National conservative speakers at the recent NatCon conference overwhelmingly opposed artificial intelligence development, with some calling for a “holy war” against AI developers. The hostility was so intense that it prompted discussions about unlikely alliances with labor unions to resist technological change, revealing a significant ideological divide within conservative politics on AI policy.
What they’re saying: The rhetoric against AI was particularly harsh, with speakers attacking both the technology and its creators.
- Geoffrey Miller, a psychology professor at the University of New Mexico, called AI developers “betrayers of our species, traitors to our nation, apostates to our faith, and threats to our kids” during a panel titled “AI and the American Soul.”
- Miller described the AI industry as “by and large, globalist, secular, liberal, feminized transhumanists” who “explicitly want mass unemployment, they plan for UBI-based communism, and they view the human species as a biological ‘bootloader,’ as they say, for artificial superintelligence.”
- Steve Bannon warned during closing remarks: “Yes, artificial intelligence could have tremendous upsides. But you’re looking into a bottomless pit.
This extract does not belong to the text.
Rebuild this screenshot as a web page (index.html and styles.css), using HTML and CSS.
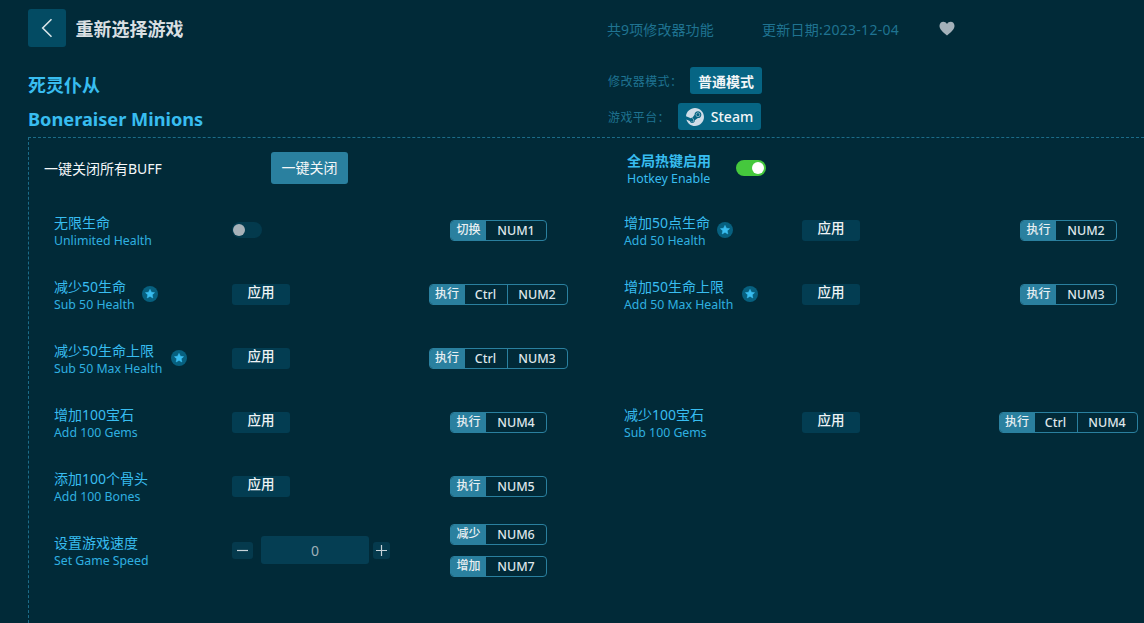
FILE: index.html
```html
<!DOCTYPE html>
<html lang="zh-CN">
<head>
<meta charset="utf-8">
<title>重新选择游戏</title>
<link rel="stylesheet" href="styles.css">
</head>
<body>
<svg class="defs" width="0" height="0" aria-hidden="true"><defs>
<g id="star"><circle cx="8" cy="8" r="8" fill="#07607f"/><path d="M8 3.4l1.4 2.9 3.1.4-2.3 2.1.6 3.1L8 10.3l-2.8 1.6.6-3.1-2.3-2.1 3.1-.4z" fill="#39bdf0" stroke="#39bdf0" stroke-width=".6" stroke-linejoin="round"/></g>
</defs></svg>
<header class="top">
  <div class="top-left">
    <button class="back"><svg width="14" height="20" viewBox="0 0 14 20"><path d="M11.500 1.300 2.700 10l8.800 8.700" fill="none" stroke="#d9e4e8" stroke-width="1.600"/></svg></button>
    <h1>重新选择游戏</h1>
  </div>
  <div class="top-meta">
    <span class="count">共9项修改器功能</span>
    <span class="date">更新日期:2023-12-04</span>
    <svg class="heart" width="16" height="15" viewBox="0 0 16 15"><path d="M8 14.500C3 10.500.5 8 .5 4.800.5 2.300 2.300.7 4.300.7 5.800.7 7.200 1.500 8 3c.8-1.500 2.200-2.300 3.700-2.300 2 0 3.800 1.600 3.800 4.100C15.500 8 13 10.500 8 14.500z" fill="#a4b1ba"/></svg>
  </div>
</header>
<section class="game">
  <div class="names">
    <h2 class="cn">死灵仆从</h2>
    <h2 class="en">Boneraiser Minions</h2>
  </div>
  <div class="modes">
    <div class="mode-row"><span class="mode-label">修改器模式：</span><span class="chip">普通模式</span></div>
    <div class="mode-row plat"><span class="mode-label">游戏平台：</span><span class="chip steam"><svg width="18" height="18" viewBox="0 0 24 24"><path fill="#cfdde8" d="M11.979 0C5.678 0 .511 4.86.022 11.037l6.432 2.658c.545-.371 1.203-.59 1.912-.59.063 0 .125.004.188.006l2.861-4.142V8.910c0-2.495 2.028-4.524 4.524-4.524 2.494 0 4.524 2.031 4.524 4.527s-2.030 4.525-4.524 4.525h-.105l-4.076 2.911c0 .052.004.105.004.159 0 1.875-1.515 3.396-3.390 3.396-1.635 0-3.016-1.173-3.331-2.727L.436 15.270C1.862 20.307 6.486 24 11.979 24c6.627 0 11.999-5.373 11.999-12S18.605 0 11.979 0zM7.540 18.210l-1.473-.61c.262.543.714.999 1.314 1.250 1.297.539 2.793-.076 3.332-1.375.263-.63.264-1.319.005-1.949s-.75-1.121-1.377-1.383c-.624-.26-1.290-.249-1.878-.03l1.523.63c.956.4 1.409 1.500 1.009 2.455-.397.957-1.497 1.410-2.454 1.012H7.540zm11.415-9.303c0-1.662-1.353-3.015-3.015-3.015-1.665 0-3.015 1.353-3.015 3.015 0 1.665 1.350 3.015 3.015 3.015 1.663 0 3.015-1.350 3.015-3.015zm-5.273-.005c0-1.252 1.013-2.266 2.265-2.266 1.249 0 2.266 1.014 2.266 2.266 0 1.251-1.017 2.265-2.266 2.265-1.253 0-2.265-1.014-2.265-2.265z"/></svg>Steam</span></div>
  </div>
</section>
<main class="panel">
  <div class="panel-head">
    <div class="all-off"><span class="all-label">一键关闭所有BUFF</span><button class="off-btn">一键关闭</button></div>
    <div class="hotkey">
      <div class="hk-text"><div class="hk-cn">全局热键启用</div><div class="hk-en">Hotkey Enable</div></div>
      <span class="toggle on"><i></i></span>
    </div>
  </div>
  <div class="grid">
    <div class="item">
      <div class="name"><div class="cn-name">无限生命</div><div class="en-name">Unlimited Health</div></div>
      <div class="ctrl"><span class="toggle off"><i></i></span></div>
      <div class="keys"><div class="kb"><b>切换</b><span class="k">NUM1</span></div></div>
    </div>
    <div class="item">
      <div class="name star-name"><div><div class="cn-name">增加50点生命</div><div class="en-name">Add 50 Health</div></div><svg class="star" viewBox="0 0 16 16"><use href="#star"/></svg></div>
      <div class="ctrl"><button class="apply">应用</button></div>
      <div class="keys"><div class="kb"><b>执行</b><span class="k">NUM2</span></div></div>
    </div>
    <div class="item">
      <div class="name star-name"><div><div class="cn-name">减少50生命</div><div class="en-name">Sub 50 Health</div></div><svg class="star" viewBox="0 0 16 16"><use href="#star"/></svg></div>
      <div class="ctrl"><button class="apply">应用</button></div>
      <div class="keys"><div class="kb three"><b>执行</b><span class="k ctrlk">Ctrl</span><span class="k">NUM2</span></div></div>
    </div>
    <div class="item">
      <div class="name star-name wide"><div><div class="cn-name">增加50生命上限</div><div class="en-name">Add 50 Max Health</div></div><svg class="star" viewBox="0 0 16 16"><use href="#star"/></svg></div>
      <div class="ctrl"><button class="apply">应用</button></div>
      <div class="keys"><div class="kb"><b>执行</b><span class="k">NUM3</span></div></div>
    </div>
    <div class="item">
      <div class="name star-name wide"><div><div class="cn-name">减少50生命上限</div><div class="en-name">Sub 50 Max Health</div></div><svg class="star" viewBox="0 0 16 16"><use href="#star"/></svg></div>
      <div class="ctrl"><button class="apply">应用</button></div>
      <div class="keys"><div class="kb three"><b>执行</b><span class="k ctrlk">Ctrl</span><span class="k">NUM3</span></div></div>
    </div>
    <div class="item empty"></div>
    <div class="item">
      <div class="name"><div class="cn-name">增加100宝石</div><div class="en-name">Add 100 Gems</div></div>
      <div class="ctrl"><button class="apply">应用</button></div>
      <div class="keys"><div class="kb"><b>执行</b><span class="k">NUM4</span></div></div>
    </div>
    <div class="item">
      <div class="name"><div class="cn-name">减少100宝石</div><div class="en-name">Sub 100 Gems</div></div>
      <div class="ctrl"><button class="apply">应用</button></div>
      <div class="keys"><div class="kb three"><b>执行</b><span class="k ctrlk">Ctrl</span><span class="k">NUM4</span></div></div>
    </div>
    <div class="item">
      <div class="name"><div class="cn-name">添加100个骨头</div><div class="en-name">Add 100 Bones</div></div>
      <div class="ctrl"><button class="apply">应用</button></div>
      <div class="keys"><div class="kb"><b>执行</b><span class="k">NUM5</span></div></div>
    </div>
    <div class="item empty"></div>
    <div class="item">
      <div class="name"><div class="cn-name">设置游戏速度</div><div class="en-name">Set Game Speed</div></div>
      <div class="ctrl stepper">
        <button class="step minus"><svg width="11" height="11" viewBox="0 0 11 11"><path d="M0 5.500h11" stroke="#c8d3d9" stroke-width="1.200"/></svg></button>
        <span class="value">0</span>
        <button class="step plus"><svg width="11" height="11" viewBox="0 0 11 11"><path d="M0 5.500h11M5.500 0v11" stroke="#c8d3d9" stroke-width="1.200"/></svg></button>
      </div>
      <div class="keys two">
        <div class="kb"><b>减少</b><span class="k">NUM6</span></div>
        <div class="kb"><b>增加</b><span class="k">NUM7</span></div>
      </div>
    </div>
  </div>
</main>
</body>
</html>
```
FILE: styles.css
```css
* { box-sizing: border-box; }
html, body { margin: 0; height: 623px; overflow: hidden; }
body {
  background: #012a38;
  font-family: "Noto Sans", "Noto Sans CJK SC", sans-serif;
  color: #fff;
}
.defs { position: absolute; }
button { font-family: inherit; border: 0; padding: 0; color: inherit; }
h1, h2 { margin: 0; }

.top { display: flex; height: 58px; padding: 9px 0 0 28px; }
.top-left { display: flex; align-items: center; width: 579px; height: 38px; }
.back {
  width: 38px; height: 38px; border-radius: 3px; background: #034b63;
  display: flex; align-items: center; justify-content: center; margin-right: 10px;
}
h1 { font-size: 18px; line-height: 24px; font-weight: 700; color: #d9dfe2; padding-top: 2px; margin-left: -.5px; }
.top-meta { display: flex; align-items: center; height: 39px; font-size: 14px; color: #1f7391; }
.count { width: 155px; letter-spacing: .1px; }
.date { width: 177px; letter-spacing: .28px; }
.heart { display: block; }

.game { display: flex; height: 79px; padding-left: 28px; }
.names { width: 580px; }
.cn { font-size: 18px; line-height: 24px; margin-top: 15px; color: #38bdf0; }
.en { font-size: 18.200px; line-height: 24px; margin-top: 10px; color: #38bdf0; }
.modes { padding-top: 9px; }
.mode-row { display: flex; align-items: center; height: 27px; }
.plat { margin-top: 9px; }
.mode-label { width: 82px; font-size: 12px; letter-spacing: .4px; color: #1f7391; }
.plat .mode-label { width: 70px; }
.chip {
  display: flex; align-items: center; justify-content: center; height: 27px;
  width: 72px; background: #066584; border-radius: 3px;
  font-size: 14px; font-weight: 700; color: #f2f6f8;
}
.steam { width: 83px; gap: 7px; font-size: 14px; font-weight: 500; }

.panel {
  margin-left: 28px; height: 486px;
  border-top: 1px dashed #1c6c89; border-left: 1px dashed #1c6c89;
}
.panel-head { display: flex; height: 51px; padding: 13px 0 0 15px; }
.all-off { display: flex; align-items: center; width: 583px; height: 33px; }
.all-label { width: 227px; font-size: 14px; color: #f4f7f8; }
.off-btn {
  width: 77px; height: 32px; border-radius: 3px; background: #2a809f;
  font-size: 14px; color: #f4f7f8; padding-bottom: 1px;
}
.hotkey { display: flex; align-items: flex-start; gap: 25px; height: 33px; padding-top: 1px; }
.hk-cn { font-size: 14px; line-height: 18px; font-weight: 700; color: #38bdf0; }
.hk-en { font-size: 12.400px; line-height: 18px; color: #38bdf0; }
.hotkey .toggle { margin-top: 8px; }

.toggle { display: flex; align-items: center; width: 30px; height: 16px; border-radius: 8px; padding: 0 2px; }
.toggle i { width: 12px; height: 12px; border-radius: 50%; display: block; }
.toggle.on { background: #45c83d; justify-content: flex-end; }
.toggle.on i { background: #fff; }
.toggle.off { background: #033a4d; padding: 0 1px; }
.toggle.off i { background: #a7b1b8; }

.grid { display: grid; grid-template-columns: 570px 570px; padding-left: 25px; margin-top: 9px; }
.item { display: grid; grid-template-columns: 178px 170px 193px; height: 64px; align-items: center; }
.name { min-width: 0; padding-top: 3px; }
.star-name { display: flex; align-items: center; gap: 7px; }
.star-name.wide { gap: 9px; }
.cn-name { font-size: 14px; line-height: 18px; color: #38bdf0; }
.en-name { font-size: 12.300px; line-height: 18px; color: #2fb0e0; }
.star { width: 16px; height: 16px; flex: none; margin-top: -3px; }

.ctrl { display: flex; align-items: center; }
.apply {
  width: 58px; height: 21px; border-radius: 3px; background: #033d52;
  font-size: 13.500px; line-height: 17px; font-weight: 500; color: #eef3f5; padding-bottom: 4px;
}
.stepper { gap: 8px; }
.step { width: 21px; height: 17px; border-radius: 3px; background: #053a4d; display: flex; align-items: center; justify-content: center; }
.step.plus { width: 17px; margin-left: -4px; }
.value {
  width: 108px; height: 28px; border-radius: 3px; background: #053e53;
  display: flex; align-items: center; justify-content: center;
  font-size: 14px; color: #9fb0b8;
}

.keys { display: flex; flex-direction: column; align-items: center; gap: 11px; }
.kb {
  display: flex; height: 21px; border: 1px solid #2a809f; border-radius: 4px;
  font-size: 12.500px; font-weight: 500; color: #dfe6ea; overflow: hidden;
}
.kb.three { margin-left: -1px; }
.kb b { width: 35px; background: #2a809f; font-size: 12px; font-weight: 500; line-height: 17px; text-align: center; color: #e8eff2; }
.k { width: 60px; line-height: 19px; text-align: center; }
.three .k { width: 59px; }
.three .ctrlk { width: 43px; border-right: 1px solid #2a809f; }
```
It’s a downside that nobody understands and nobody can articulate.”
The lone dissenter: Shyam Sankar, Palantir’s chief technology officer, faced intense pushback when arguing that tech founders were as heroic as the Founding Fathers.
- Sankar was directly confronted by Miller during the conference for his pro-AI stance.
- By the end of NatCon, “no one seemed to agree with Sankar,” according to the report.
Surprising alliances: The anti-AI sentiment was strong enough to prompt calls for cooperation with traditionally liberal labor unions.
- Michael Toscano, director of the Family First Technology Initiative, argued that unions “have a long history of confronting technological change and should be treated as sources of experience and knowledge, rather than a historical dead weight force for anti-modernization.”
- Toscano suggested that if Trump brought together the right wing and unions against AI, “he would go down in history as one of America’s greatest presidents, if not the man who saved the future.”
Why this matters: The widespread opposition challenges assumptions about conservative support for American technological dominance, even when framed as competition with China.
- Speakers weren’t swayed by arguments about beating Chinese AI development or Trump’s own support for projects like Stargate.
- Toscano criticized the state’s rationale for AI acceleration, saying the message of “we must beat China and grow the economy” represents “a barren life” where Americans must “part ways with everything — including a happier future for your children and grandchildren.”
The big picture: This represents a potential fracture within conservative politics between tech-friendly and populist factions, with implications for future AI policy and regulation under conservative leadership.